2-Topaç (Fırıldak) oyunu oynardık. Topaç oyununu kısaca anlatayım:

Topaç oyunu: Tek başına oynanabilir veya birkaç oyuncuyla yarışma da yapılabilen bir oyundur. Topacın olabildiğince uzun süre döndürülebilmesi esastır. Topaç, sivri ucu yere gelecek şekilde hızla yere doğru fırlatılır ve hemen geri çekilir. Topacın geri çekilmesinden dolayı topaç ivme kazanır ve yere çarpar çarpmaz dönmeyi sürdürür. Yere büyük bir daire çizilir. Topacın bu daireden dışarı çıkmaması amaçlanır. Yere iç içe daireler çizilir. Her bir daireye puan verilir. Topaç en küçük dairenin ortasına atılır. Topaç, hangi dairelerde dolaşmış ise o kadar puan alınır. En çok puanı alan oyuncu, oyunu kazanır.

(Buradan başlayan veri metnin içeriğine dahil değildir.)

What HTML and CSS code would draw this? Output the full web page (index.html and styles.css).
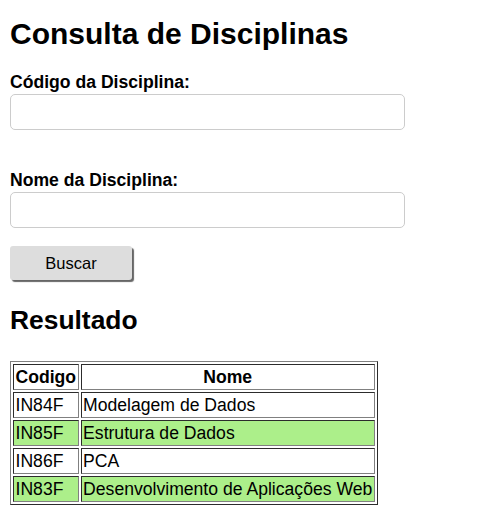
FILE: index.html
```html
<!DOCTYPE html>
<html lang="pt-BR">
<head>
    <meta charset="UTF-8">
    <meta name="viewport" content="width=device-width, initial-scale=1.0">
    <title>Consulta de Disciplinas</title>
    <link rel="stylesheet" href="styles.css">
</head>
<body>
    <h1>Consulta de Disciplinas</h1>

    <form class="busca" onsubmit="return false">
        <label for="codigo">Código da Disciplina:</label>
        <input type="text" id="codigo">

        <label for="nome">Nome da Disciplina:</label>
        <input type="text" id="nome">

        <button type="submit">Buscar</button>
    </form>

    <h2>Resultado</h2>

    <table class="resultado">
        <thead>
            <tr>
                <th>Codigo</th>
                <th>Nome</th>
            </tr>
        </thead>
        <tbody>
            <tr>
                <td>IN84F</td>
                <td>Modelagem de Dados</td>
            </tr>
            <tr class="par">
                <td>IN85F</td>
                <td>Estrutura de Dados</td>
            </tr>
            <tr>
                <td>IN86F</td>
                <td>PCA</td>
            </tr>
            <tr class="par">
                <td>IN83F</td>
                <td>Desenvolvimento de Aplicações Web</td>
            </tr>
        </tbody>
    </table>
</body>
</html>
```

FILE: styles.css
```css
* {
    box-sizing: border-box;
    font-family: "Liberation Sans", Arial, sans-serif;
}

body {
    margin: 0;
    padding: 10px;
    color: #000;
    background: #fff;
}

h1 {
    font-size: 30px;
    margin: 7px 0 21px;
}

h2 {
    font-size: 26.4px;
    margin: 25px 0 25px;
}

.busca label {
    display: block;
    font-weight: bold;
    font-size: 17.6px;
    margin-bottom: 1px;
}

.busca input {
    display: block;
    width: 395px;
    height: 36px;
    padding: 8px;
    border: 1px solid #ccc;
    border-radius: 5px;
    font-size: 16px;
    margin-bottom: 40px;
}

.busca input:last-of-type {
    margin-bottom: 18px;
}

.busca button {
    width: 122px;
    height: 34px;
    background: #ddd;
    border: none;
    border-radius: 3px;
    box-shadow: 2px 2px 1px #666;
    font-size: 16.5px;
    cursor: pointer;
}

.resultado {
    border: 1px outset #808080;
    border-spacing: 2px;
    font-size: 17.6px;
    line-height: 22px;
}

.resultado th,
.resultado td {
    border: 1px inset #808080;
    padding: 1px 1.5px;
    text-align: left;
}

.resultado th {
    text-align: center;
}

.resultado .par td {
    background: #acef8a;
}
```
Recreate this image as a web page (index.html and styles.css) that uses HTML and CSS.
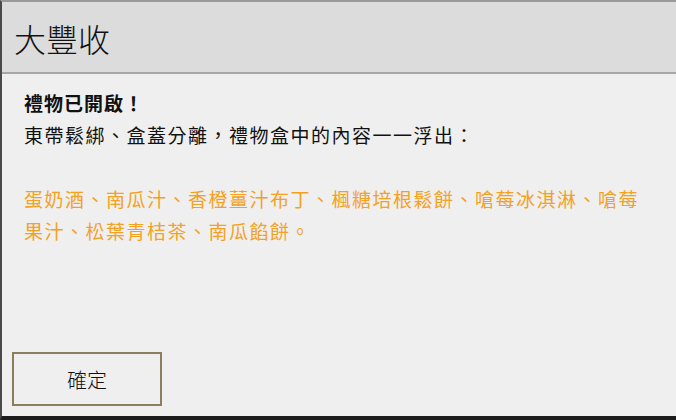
FILE: index.html
```html
<!DOCTYPE html>
<html lang="zh-Hant">
<head>
    <meta charset="utf-8">
    <title>大豐收</title>
    <link rel="stylesheet" href="styles.css">
</head>
<body>

<div class="dialog">
    <div class="dialog-header">大豐收</div>
    <div class="dialog-body">
        <p class="title">禮物已開啟！</p>
        <p>東帶鬆綁、盒蓋分離，禮物盒中的內容一一浮出：</p>
        <p class="items">蛋奶酒、南瓜汁、香橙薑汁布丁、楓糖培根鬆餅、嗆莓冰淇淋、嗆莓果汁、松葉青桔茶、南瓜餡餅。</p>
    </div>
    <div class="dialog-footer">
        <button class="btn">確定</button>
    </div>
</div>

</body>
</html>
```

FILE: styles.css
```css
* {
    margin: 0;
    padding: 0;
    box-sizing: border-box;
}

body {
    background-color: #efefef;
    font-family: "Noto Sans CJK TC", "Noto Sans", sans-serif;
    color: #111;
}

.dialog {
    display: flex;
    flex-direction: column;
    height: 420px;
    border-top: 2px solid #9a9a9a;
    border-left: 2px solid #4a4a4a;
    border-bottom: 4px solid #1c1c1c;
}

.dialog-header {
    height: 72px;
    padding: 12px 0 0 12px;
    background-color: #dcdcdc;
    border-bottom: 2px solid #a8a8a8;
    font-size: 32px;
    font-weight: 300;
    line-height: 48px;
}

.dialog-body {
    flex: 1;
    padding: 13px 24px 0 22px;
    font-size: 19px;
    line-height: 32px;
    letter-spacing: 1.5px;
}

.title {
    font-weight: bold;
    letter-spacing: 1px;
}

.items {
    margin-top: 32px;
    color: #f4a11f;
}

.dialog-footer {
    padding: 0 0 10px 10px;
}

.btn {
    width: 150px;
    height: 54px;
    background-color: #efefef;
    border: 2px solid #8c7e5c;
    font-family: "Noto Sans CJK TC", sans-serif;
    font-size: 20px;
    font-weight: 300;
    color: #111;
}
```
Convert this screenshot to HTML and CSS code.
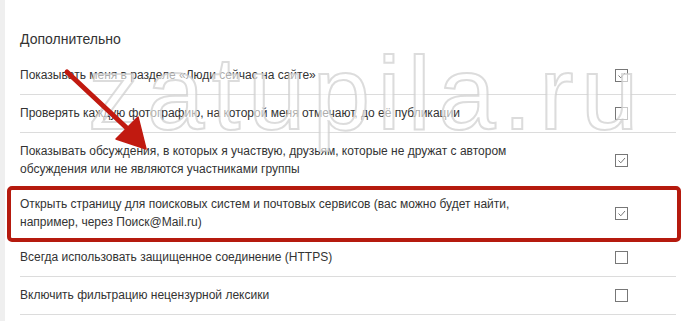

3 – Çember çevirme oyunu: Çember çevirme oyununu kısaca anlatayım:

Çember oyunu: Hem tek kişilik hem de grupla oynanan bir oyundur. Sopa yardımıyla çemberi düşürmeden çevirme mantığına dayanan oyundur. Grup halinde oynandığından dayanışma mesafesi 250-500 metre olarak belirlenir. Bitiş noktasına en erken varan oyuncu birinci olur. Oyun tek kişilik oynandığında önemli olan nokta, çemberin en uzun sürede düşürülmeden çevrilmesidir.

4-Körebe oyunu oynardık. Körebe oyununu kısaca anlatayım:

Körebe oyunu: Oyuncular bir kişiyi ebe seçer. Ebenin gözleri bağlanır. Oyuncular gözleri bağlı olan ebeyi, kendi etrafında birkaç tur döndürürler. Buradaki amaç, ebeye yönünü şaşırtmaktır. Oyuncular, 'Körebe sesime gel' diye bağırarak etrafa kaçışırlar. Gözleri bağlı olan ebe, oyuncuları yakalamaya çalışır. Oyuncular dilerse ebeye dokunabilir veya ona seslenebilirler. Körebe, bir oyuncuyu yakaladığında o oyuncu ebe olur.

5- Saklambaç oyunu. Saklambaç oyununu kısaca anlatayım:

Saklambaç oyunu: Öncelikle bir ebe seçmeliyiz. Bunu kura çekerek ya da sayışarak yapabiliriz. Ebe olan kişi yüzünü bir duvara, ağaca ya da arkasını göremeyeceği bir cisme dayayarak gözlerini kapamalıdır. Ebe; en az 20, en fazla 50'ye kadar sayarak diğer oyuncuların saklanmasını beklemeli. Saymayı bitirdiğinde: 'Önüm arkam sağım solum ebe', 'Saklanmayan sobe' diye bağırarak saymayı bitirdiğine dair oyuncuları uyarmalı. Ebe; etrafa bakarak oyuncuların nereye saklandığını bulmalıdır. Ebe; duvardan ayrılıp onları ararken, oyuncular da duvar boşken duvara koşup 'sobe' demeye çalışmalıdır. Ebe, oyuncunun saklandığı yeri görüp, ondan önce duvara koşup 'sobe' derse o kazanır. Bu oyunu, evde anne ve babamızla bile oynayabileceğimiz oyundur. Eğer ebe; bir oyuncuyu görür ve onun adını yanlış söylerse, diğer oyuncular saklandığı yerden çıkar ve 'Çanak çömlek patladı' diye bağırırlar. Ebe olan kişi tekrar ebe olur.